I have confirmed that the initial distributions of the following projects were open to the minting manipulation described above: Loot, Bloot, More Loot, n, CHAR 0… This is a non-exhaustive list and at the time of writing I haven’t found any exceptions.

What is most concerning is that this gameability results in clear disparities between the outcomes of average users and those with insider or technical knowledge.

The exploit in action, pt. 1: More Loot

A stark illustration of the impact of this exploit can be found in the on-chain data for More Loot, a Loot follow-up announced several hours ago, as of the writing of this article, by Loot’s creator, dhof:

Note: The two curves have been normalized to have approximately the same area.

The above graph shows the difference in distributions between the More Loot Bags available to be minted, and those that were actually minted. It includes the “greatness” scores of the over 1.3 million Bags currently available in the series. If minting was random, we would expect these distributions to line up.

Instead, what we can clearly see is that while the vast majority of purchases are made “blindly,” a smaller number of transactions are exploiting the contract to mint only the rarest Bags. This type of targeted minting increased in frequency after a rarity ranking was published on GitHub. However, even hours after this data had been shared in the public Loot Discord, targeted minting continued to make up a small fraction of minting activity, suggesting that most users were in the dark.

Some may brush More Loot aside as an experiment that should not be taken too seriously, but the actual impact should be considered. On the order of $3M in gas fees were paid by users to mint More Loot during these 5.5 hours. The vast majority of these mints were made blindly. With a supply cap of well over 1 million tokens, and thousands of “exceptional” tokens flooding the market, the outlook for resale for the average holder is very bleak.
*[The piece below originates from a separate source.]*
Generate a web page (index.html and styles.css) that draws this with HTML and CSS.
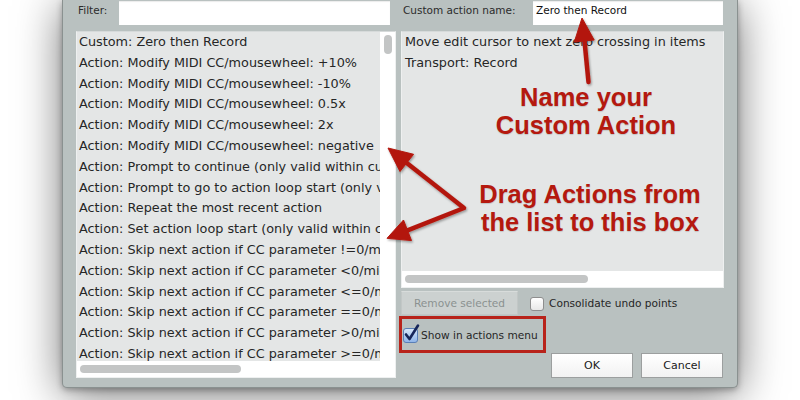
FILE: index.html
```html
<!DOCTYPE html>
<html>
<head>
<meta charset="utf-8">
<link rel="stylesheet" href="styles.css">
</head>
<body>
<div class="dialog">
  <div class="col col-left">
    <div class="field-row">
      <span class="label label-filter">Filter:</span>
      <div class="input input-filter"></div>
    </div>
    <div class="list list-left">
      <div class="list-view">
        <div class="items">
          <div class="item">Custom: Zero then Record</div>
          <div class="item">Action: Modify MIDI CC/mousewheel: +10%</div>
          <div class="item">Action: Modify MIDI CC/mousewheel: -10%</div>
          <div class="item">Action: Modify MIDI CC/mousewheel: 0.5x</div>
          <div class="item">Action: Modify MIDI CC/mousewheel: 2x</div>
          <div class="item">Action: Modify MIDI CC/mousewheel: negative</div>
          <div class="item">Action: Prompt to continue (only valid within custom actions)</div>
          <div class="item">Action: Prompt to go to action loop start (only valid within custom actions)</div>
          <div class="item">Action: Repeat the most recent action</div>
          <div class="item">Action: Set action loop start (only valid within custom actions)</div>
          <div class="item">Action: Skip next action if CC parameter !=0/mid</div>
          <div class="item">Action: Skip next action if CC parameter &lt;0/mid</div>
          <div class="item">Action: Skip next action if CC parameter &lt;=0/mid</div>
          <div class="item">Action: Skip next action if CC parameter ==0/mid</div>
          <div class="item">Action: Skip next action if CC parameter &gt;0/mid</div>
          <div class="item">Action: Skip next action if CC parameter &gt;=0/mid</div>
        </div>
        <div class="vtrack"><div class="vthumb"></div></div>
      </div>
      <div class="htrack"><div class="hthumb hthumb-left"></div></div>
    </div>
  </div>

  <div class="col col-right">
    <div class="field-row">
      <span class="label label-name">Custom action name:</span>
      <div class="input input-name">Zero then Record</div>
    </div>
    <div class="list list-right">
      <div class="items items-right">
        <div class="item">Move edit cursor to next zero crossing in items</div>
        <div class="item">Transport: Record</div>
      </div>
      <div class="htrack"><div class="hthumb hthumb-right"></div></div>
    </div>
    <div class="opts-row">
      <div class="btn btn-disabled">Remove selected</div>
      <span class="checkbox"></span>
      <span class="opt-label">Consolidate undo points</span>
    </div>
    <div class="show-row">
      <div class="redbox">
        <span class="checkbox checked">
          <svg class="check" width="17" height="19" viewBox="0 0 17 19"><path d="M3 11.5 L6.5 16 L15 2.5" fill="none" stroke="#17265a" stroke-width="2.6" stroke-linecap="round" stroke-linejoin="round"/></svg>
        </span>
        <span class="opt-label">Show in actions menu</span>
      </div>
    </div>
    <div class="btn-row">
      <div class="btn btn-main">OK</div>
      <div class="btn btn-main">Cancel</div>
    </div>
  </div>

  <div class="note note-name">Name your<br>Custom Action</div>
  <div class="note note-drag">Drag Actions from<br>the list to this box</div>

  <svg class="arrows" width="676" height="400" viewBox="62 0 676 400">
    <defs>
      <filter id="sh" x="-20%" y="-20%" width="140%" height="140%">
        <feDropShadow dx="1" dy="1.5" stdDeviation="1.2" flood-color="#000" flood-opacity="0.35"/>
      </filter>
    </defs>
    <g filter="url(#sh)" fill="#b3180e" stroke="#b3180e">
      <line x1="587.5" y1="82" x2="583.3" y2="39" stroke-width="4.5" stroke-linecap="round"/>
      <polygon points="581,18 593.2,40 573.3,42" stroke-width="1" stroke-linejoin="round"/>
      <path d="M405.8 162.9 L463 208 L406.5 230.3" fill="none" stroke-width="4.5" stroke-linejoin="round" stroke-linecap="round"/>
      <polygon points="387,148 412.6,154.3 399,171.5" stroke-width="1" stroke-linejoin="round"/>
      <polygon points="386,238.3 410.5,240.6 402.5,220" stroke-width="1" stroke-linejoin="round"/>
    </g>
  </svg>
</div>
</body>
</html>
```

FILE: styles.css
```css
html, body {
  margin: 0;
  padding: 0;
  background: #ffffff;
  width: 800px;
  height: 400px;
  overflow: hidden;
}

.dialog {
  position: relative;
  box-sizing: border-box;
  margin-left: 62px;
  width: 676px;
  height: 388px;
  padding: 1px 13px 0 13px;
  background: #b9c1c0;
  border: 1px solid #8a9190;
  border-top: none;
  border-radius: 0 0 5px 5px;
  box-shadow: 0 6px 45px rgba(0, 0, 0, 0.55), 0 2px 6px rgba(0, 0, 0, 0.3);
  display: flex;
  gap: 5px;
  font-family: "DejaVu Sans", sans-serif;
  color: #262626;
}

.col {
  display: flex;
  flex-direction: column;
}

.col-left {
  width: 320px;
}

.col-right {
  width: 324px;
}

.field-row {
  display: flex;
  height: 24px;
}

.label {
  font-size: 10.5px;
  color: #2c2c2c;
  padding-top: 3px;
  padding-left: 2px;
  box-sizing: border-box;
}

.label-filter {
  width: 43px;
}

.label-name {
  width: 132px;
}

.input {
  background: #ffffff;
  box-sizing: border-box;
  height: 24px;
  font-size: 10.5px;
  color: #111;
  padding: 3px 0 0 3px;
  box-shadow: inset 0 1px 1px rgba(0,0,0,0.08);
}

.input-filter {
  width: 271px;
}

.input-name {
  width: 190px;
}

.list {
  margin-top: 6px;
  box-sizing: border-box;
  border: 1px solid #eef0f0;
  border-top-color: #d6dada;
  background: #ffffff;
  display: flex;
  flex-direction: column;
}

.list-left {
  height: 347px;
}

.list-right {
  height: 257px;
  background: #e4e6e6;
}

.list-view {
  display: flex;
  flex: 1;
  min-height: 0;
}

.items {
  flex: 1;
  background: #e4e6e6;
  overflow: hidden;
  padding-left: 2px;
  min-width: 0;
}

.items-right {
  padding-left: 3px;
}

.item {
  font-size: 12.8px;
  line-height: 20.8px;
  height: 20.8px;
  white-space: nowrap;
  color: #262626;
}

.vtrack {
  width: 15px;
  background: #ffffff;
  position: relative;
  display: flex;
  justify-content: center;
  padding-top: 3px;
  box-sizing: border-box;
}

.vthumb {
  width: 8px;
  height: 19px;
  border-radius: 4px;
  background: #c3c5c5;
}

.htrack {
  height: 16px;
  background: #ffffff;
  display: flex;
  align-items: center;
  padding-left: 3px;
  flex-shrink: 0;
}

.list-right .htrack {
  margin-top: auto;
}

.hthumb {
  height: 8px;
  border-radius: 4px;
  background: #c3c5c5;
}

.hthumb-left {
  width: 161px;
}

.hthumb-right {
  width: 183px;
}

.opts-row {
  display: flex;
  align-items: center;
  margin-top: 3px;
  height: 24px;
}

.btn {
  box-sizing: border-box;
  height: 24px;
  display: flex;
  align-items: center;
  justify-content: center;
  font-size: 10.6px;
}

.btn-disabled {
  width: 117px;
  background: #ccd1d0;
  border: 1px solid #c2c7c6;
  border-top-color: #d8dcdb;
  color: #8b9190;
}

.checkbox {
  position: relative;
  box-sizing: border-box;
  width: 14px;
  height: 14px;
  border: 1px solid #8e8e8e;
  border-radius: 3px;
  background: linear-gradient(#ffffff, #e8e8e8);
  flex-shrink: 0;
}

.opts-row .checkbox {
  margin-left: 12px;
  margin-top: 2px;
}

.opt-label {
  font-size: 10.6px;
  color: #262626;
  margin-left: 5px;
}

.show-row {
  display: flex;
  margin-top: 1px;
}

.redbox {
  margin-left: -2px;
  box-sizing: border-box;
  width: 147px;
  height: 37px;
  border: 3px solid #b8231a;
  display: flex;
  align-items: center;
  padding-left: 1px;
  padding-top: 1px;
}

.checkbox.checked {
  width: 15px;
  height: 15px;
  background: linear-gradient(#d6e6fa, #8fb5e8);
  border-color: #5a7fb6;
}

.check {
  position: absolute;
  left: -1px;
  top: -6px;
}

.redbox .opt-label {
  margin-left: 3px;
}

.btn-row {
  display: flex;
  justify-content: flex-end;
  gap: 8px;
  padding-right: 1px;
}

.btn-main {
  width: 82px;
  height: 25px;
  background: linear-gradient(#ffffff, #f2f2f2);
  border: 1px solid #9c9f9f;
  color: #1a1a1a;
  font-size: 11px;
}

.note {
  position: absolute;
  font-family: "Liberation Sans", Arial, sans-serif;
  font-weight: bold;
  font-size: 25.5px;
  line-height: 28px;
  color: #b5190f;
  text-align: center;
  white-space: nowrap;
  text-shadow: 0 1px 1px rgba(0,0,0,0.15);
}

.note-name {
  left: 423px;
  top: 83px;
  width: 200px;
}

.note-drag {
  left: 397px;
  top: 180px;
  width: 260px;
}

.arrows {
  position: absolute;
  left: 0;
  top: 0;
  overflow: visible;
  pointer-events: none;
}
```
The exploit in action, pt. 2: CHAR 0

Another recent Loot-based project is CHAR 0, which consumed an estimated $700k in gas fees in a distribution of 9700 tokens from 13:47 UTC Sep 3 to 11:56 UTC Sep 4.

As an early minter in the project, it was easy for me to produce the necessary data to identify and obtain many of the rarest tokens from the series. I minted only a small collection, for demonstration purposes, but nothing would have impeded me from quickly and covertly acquiring the vast majority of the top 1% of the supply.
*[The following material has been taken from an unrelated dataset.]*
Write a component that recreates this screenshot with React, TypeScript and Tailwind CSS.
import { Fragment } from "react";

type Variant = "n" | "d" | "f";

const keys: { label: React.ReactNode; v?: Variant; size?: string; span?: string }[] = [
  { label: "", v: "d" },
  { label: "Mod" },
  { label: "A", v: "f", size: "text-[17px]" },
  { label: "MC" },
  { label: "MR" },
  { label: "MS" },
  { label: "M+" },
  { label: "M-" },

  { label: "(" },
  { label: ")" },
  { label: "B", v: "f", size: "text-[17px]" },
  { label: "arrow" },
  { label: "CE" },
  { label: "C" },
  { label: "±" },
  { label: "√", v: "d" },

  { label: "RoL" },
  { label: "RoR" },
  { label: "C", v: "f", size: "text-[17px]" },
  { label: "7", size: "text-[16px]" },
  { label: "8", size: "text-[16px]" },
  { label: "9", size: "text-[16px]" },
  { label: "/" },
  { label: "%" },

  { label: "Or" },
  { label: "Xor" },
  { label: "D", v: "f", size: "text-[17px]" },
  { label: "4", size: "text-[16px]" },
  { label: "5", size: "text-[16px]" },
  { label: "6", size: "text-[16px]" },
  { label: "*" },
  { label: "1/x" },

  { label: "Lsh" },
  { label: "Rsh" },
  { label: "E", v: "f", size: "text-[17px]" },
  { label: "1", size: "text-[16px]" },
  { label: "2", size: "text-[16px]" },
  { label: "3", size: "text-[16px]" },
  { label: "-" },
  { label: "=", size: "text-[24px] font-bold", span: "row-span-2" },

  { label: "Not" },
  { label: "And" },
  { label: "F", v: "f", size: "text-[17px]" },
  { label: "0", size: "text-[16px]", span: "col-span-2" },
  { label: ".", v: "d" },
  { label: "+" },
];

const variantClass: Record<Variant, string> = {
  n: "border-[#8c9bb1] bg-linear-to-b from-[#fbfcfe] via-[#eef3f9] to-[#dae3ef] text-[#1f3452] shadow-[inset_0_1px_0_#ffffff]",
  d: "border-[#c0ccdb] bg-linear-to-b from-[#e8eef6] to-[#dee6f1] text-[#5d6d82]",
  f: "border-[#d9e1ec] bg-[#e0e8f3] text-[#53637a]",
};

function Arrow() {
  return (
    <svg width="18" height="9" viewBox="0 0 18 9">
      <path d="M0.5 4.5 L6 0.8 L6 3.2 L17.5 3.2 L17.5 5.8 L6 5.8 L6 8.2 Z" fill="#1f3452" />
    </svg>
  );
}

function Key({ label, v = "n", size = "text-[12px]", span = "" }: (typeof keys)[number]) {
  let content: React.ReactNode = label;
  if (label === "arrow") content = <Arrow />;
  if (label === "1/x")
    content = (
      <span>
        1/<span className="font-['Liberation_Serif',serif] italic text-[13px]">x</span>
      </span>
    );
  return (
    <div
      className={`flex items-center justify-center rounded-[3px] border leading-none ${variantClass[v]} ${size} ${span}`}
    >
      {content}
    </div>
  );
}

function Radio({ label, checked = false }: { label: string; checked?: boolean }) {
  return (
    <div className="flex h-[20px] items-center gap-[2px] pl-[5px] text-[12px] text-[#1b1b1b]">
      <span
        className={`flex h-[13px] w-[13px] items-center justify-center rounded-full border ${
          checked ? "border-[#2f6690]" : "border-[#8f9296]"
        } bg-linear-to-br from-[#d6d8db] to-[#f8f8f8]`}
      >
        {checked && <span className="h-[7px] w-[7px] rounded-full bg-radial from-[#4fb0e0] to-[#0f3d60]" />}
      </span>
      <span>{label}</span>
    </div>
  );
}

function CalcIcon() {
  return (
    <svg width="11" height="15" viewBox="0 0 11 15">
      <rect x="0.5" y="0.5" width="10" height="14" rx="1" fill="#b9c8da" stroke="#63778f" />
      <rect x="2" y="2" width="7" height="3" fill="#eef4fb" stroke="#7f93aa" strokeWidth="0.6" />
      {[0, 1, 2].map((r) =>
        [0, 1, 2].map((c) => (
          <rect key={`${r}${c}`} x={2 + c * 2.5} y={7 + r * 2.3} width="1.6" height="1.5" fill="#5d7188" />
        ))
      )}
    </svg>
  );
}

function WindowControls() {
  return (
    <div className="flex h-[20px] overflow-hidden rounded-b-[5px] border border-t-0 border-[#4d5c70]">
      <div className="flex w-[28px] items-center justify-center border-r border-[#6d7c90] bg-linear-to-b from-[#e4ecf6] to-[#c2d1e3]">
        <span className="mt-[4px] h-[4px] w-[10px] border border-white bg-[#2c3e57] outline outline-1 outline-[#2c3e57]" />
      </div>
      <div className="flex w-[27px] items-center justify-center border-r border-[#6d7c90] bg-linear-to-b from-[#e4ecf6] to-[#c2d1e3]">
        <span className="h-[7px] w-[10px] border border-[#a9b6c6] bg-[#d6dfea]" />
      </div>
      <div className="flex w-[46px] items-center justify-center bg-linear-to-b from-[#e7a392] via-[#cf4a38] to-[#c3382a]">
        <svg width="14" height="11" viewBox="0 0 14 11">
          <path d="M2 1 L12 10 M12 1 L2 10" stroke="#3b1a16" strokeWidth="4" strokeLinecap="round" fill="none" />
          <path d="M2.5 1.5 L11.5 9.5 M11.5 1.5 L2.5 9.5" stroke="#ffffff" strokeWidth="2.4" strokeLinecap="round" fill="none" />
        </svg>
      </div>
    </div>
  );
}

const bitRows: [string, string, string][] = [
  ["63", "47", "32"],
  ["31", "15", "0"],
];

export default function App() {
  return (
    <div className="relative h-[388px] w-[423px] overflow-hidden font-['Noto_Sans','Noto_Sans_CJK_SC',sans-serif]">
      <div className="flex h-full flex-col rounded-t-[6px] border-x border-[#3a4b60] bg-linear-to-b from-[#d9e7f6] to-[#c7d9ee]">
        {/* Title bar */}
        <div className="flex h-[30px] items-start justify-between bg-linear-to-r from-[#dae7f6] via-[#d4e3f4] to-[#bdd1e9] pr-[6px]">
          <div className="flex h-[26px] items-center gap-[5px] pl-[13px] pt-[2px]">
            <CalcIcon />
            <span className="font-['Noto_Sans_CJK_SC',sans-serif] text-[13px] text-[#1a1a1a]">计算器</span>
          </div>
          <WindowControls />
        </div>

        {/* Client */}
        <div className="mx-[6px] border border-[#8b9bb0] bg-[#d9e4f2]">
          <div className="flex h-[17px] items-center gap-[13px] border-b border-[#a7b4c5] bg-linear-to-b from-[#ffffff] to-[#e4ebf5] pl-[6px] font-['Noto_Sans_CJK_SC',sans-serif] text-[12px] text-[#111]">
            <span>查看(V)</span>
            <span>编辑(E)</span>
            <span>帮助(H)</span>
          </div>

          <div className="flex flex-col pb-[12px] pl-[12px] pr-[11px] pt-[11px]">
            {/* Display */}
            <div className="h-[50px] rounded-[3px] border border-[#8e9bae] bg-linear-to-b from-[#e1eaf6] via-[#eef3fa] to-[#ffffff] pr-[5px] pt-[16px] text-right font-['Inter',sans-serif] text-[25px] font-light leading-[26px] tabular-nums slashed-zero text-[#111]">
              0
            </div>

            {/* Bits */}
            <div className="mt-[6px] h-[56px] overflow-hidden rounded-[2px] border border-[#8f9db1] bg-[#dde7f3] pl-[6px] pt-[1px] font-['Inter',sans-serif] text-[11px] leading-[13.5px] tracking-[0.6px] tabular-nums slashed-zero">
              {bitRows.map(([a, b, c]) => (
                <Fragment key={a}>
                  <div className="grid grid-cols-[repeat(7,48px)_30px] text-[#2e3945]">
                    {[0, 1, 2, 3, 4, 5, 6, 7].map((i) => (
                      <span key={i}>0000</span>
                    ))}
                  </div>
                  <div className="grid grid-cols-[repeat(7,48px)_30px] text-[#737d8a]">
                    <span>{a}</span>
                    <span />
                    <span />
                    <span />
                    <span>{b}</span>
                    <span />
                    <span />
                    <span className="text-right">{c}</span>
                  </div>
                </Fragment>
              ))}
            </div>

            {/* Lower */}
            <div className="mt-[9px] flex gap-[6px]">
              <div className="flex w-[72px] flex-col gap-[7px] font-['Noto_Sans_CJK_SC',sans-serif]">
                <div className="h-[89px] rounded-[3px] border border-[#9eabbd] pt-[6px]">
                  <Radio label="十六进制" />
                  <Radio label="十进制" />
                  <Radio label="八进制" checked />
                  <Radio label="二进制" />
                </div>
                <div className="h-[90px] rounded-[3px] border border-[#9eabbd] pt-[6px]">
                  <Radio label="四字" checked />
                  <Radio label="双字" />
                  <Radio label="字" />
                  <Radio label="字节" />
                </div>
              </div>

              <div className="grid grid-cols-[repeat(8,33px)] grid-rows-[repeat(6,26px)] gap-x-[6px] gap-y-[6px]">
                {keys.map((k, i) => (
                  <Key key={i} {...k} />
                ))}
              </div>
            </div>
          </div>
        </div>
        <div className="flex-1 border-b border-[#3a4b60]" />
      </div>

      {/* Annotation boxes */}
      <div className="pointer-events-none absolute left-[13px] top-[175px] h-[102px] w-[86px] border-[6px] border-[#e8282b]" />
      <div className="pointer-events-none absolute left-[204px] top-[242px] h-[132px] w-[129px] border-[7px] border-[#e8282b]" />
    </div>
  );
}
It is clear that a motivated attacker in my position could have extracted significant value from the CHAR 0 user base, and wielded considerable power over the outcome of the project.

Potential solutions

I’ll limit this section to a high-level discussion, with room for follow-up. Here are a few different approaches to fixing the problem identified above.

Blind drop

Hashmasks popularized the blind drop model in which the creators commit to a hash for the whole series, and the series order is shuffled via on-chain randomness at the conclusion of the sale. This results in a fair, random distribution that is resistant to cheating even by the creators. The Hashmasks smart contract was successfully adopted by BAYC and a zoo of other projects. The most thorough documentation I have found describing this process is in the docstring of ERC721FairDistribution.sol by Chunky Cow Club Tour.

A blind drop strategy can be adapted to work with Loot, while retaining the property that all Loot SVGs are generated by the smart contract.

On-chain RNG

On-chain randomness can be used to make each mint outcome random at runtime. Extra care must be taken with this approach, since sources of on-chain randomness may be exploitable in unexpected ways. The best approach would be to make use of a VRF such as Chainlink’s, but this may be too expensive for some applications.

Unverified contract

A simple fix is to keep the smart contract code private during the initial distribution. This approach is somewhat reasonable in the case where 1) the creator has reputation at stake, and 2) the contract does not receive payments.

While this is arguably an improvement, I would strongly recommend against this approach for the following reasons:

• Unlike a blind drop, there is no protection against cheating by the NFT creators.
• Contracts may be vulnerable to reverse-engineering, either through analysis of minting outputs or via bytecode decompilation.
• Even if the contract creator is trusted and the contract does not take payments, asking users to interact with an unverified contract sets a bad precedent.

Sybil-resistant drop

Finally, it’s worth calling out this recommendation of using data from Mirror to attempt a Sybil-resistant fair distribution. This is a forward-looking approach which I believe will become more and more interesting in the future.

Finally…

There are tradeoffs with each of these approaches and some were likely considered by the original Loot team. The fact remains that the more the current version of the Loot smart contract is proliferated, the worse the situation is for users. Until the problem is fixed, this smart contract should not be reused — at least not without explicit communication that mints are gameable and that the distribution is not intended to be fair or random.

Closing rant

For all the talk of community and fair distribution, NFT users deserve better. They deserve a level playing field. They deserve token distributions that are carefully designed and that aren’t going to screw them.

There’s no arguing that Loot has sparked a revolution and is a critical project in the continued progress of NFTs. What I want to emphasize is that even when experimenting, NFT developers owe a responsibility to their users. This includes first-time developers who copy-paste code from another project. Stop bragging that the guy who deployed your Loot clone learned smart contracts in a day by watching YouTube.

Let’s make the NFT space safer for users. New and high-value smart contracts should be audited or at least code-reviewed by experienced smart contract developers. Known issues should be discussed openly. Let’s improve upon best practices and share them broadly to ensure artists have the tools available to create secure and meaningful NFTs.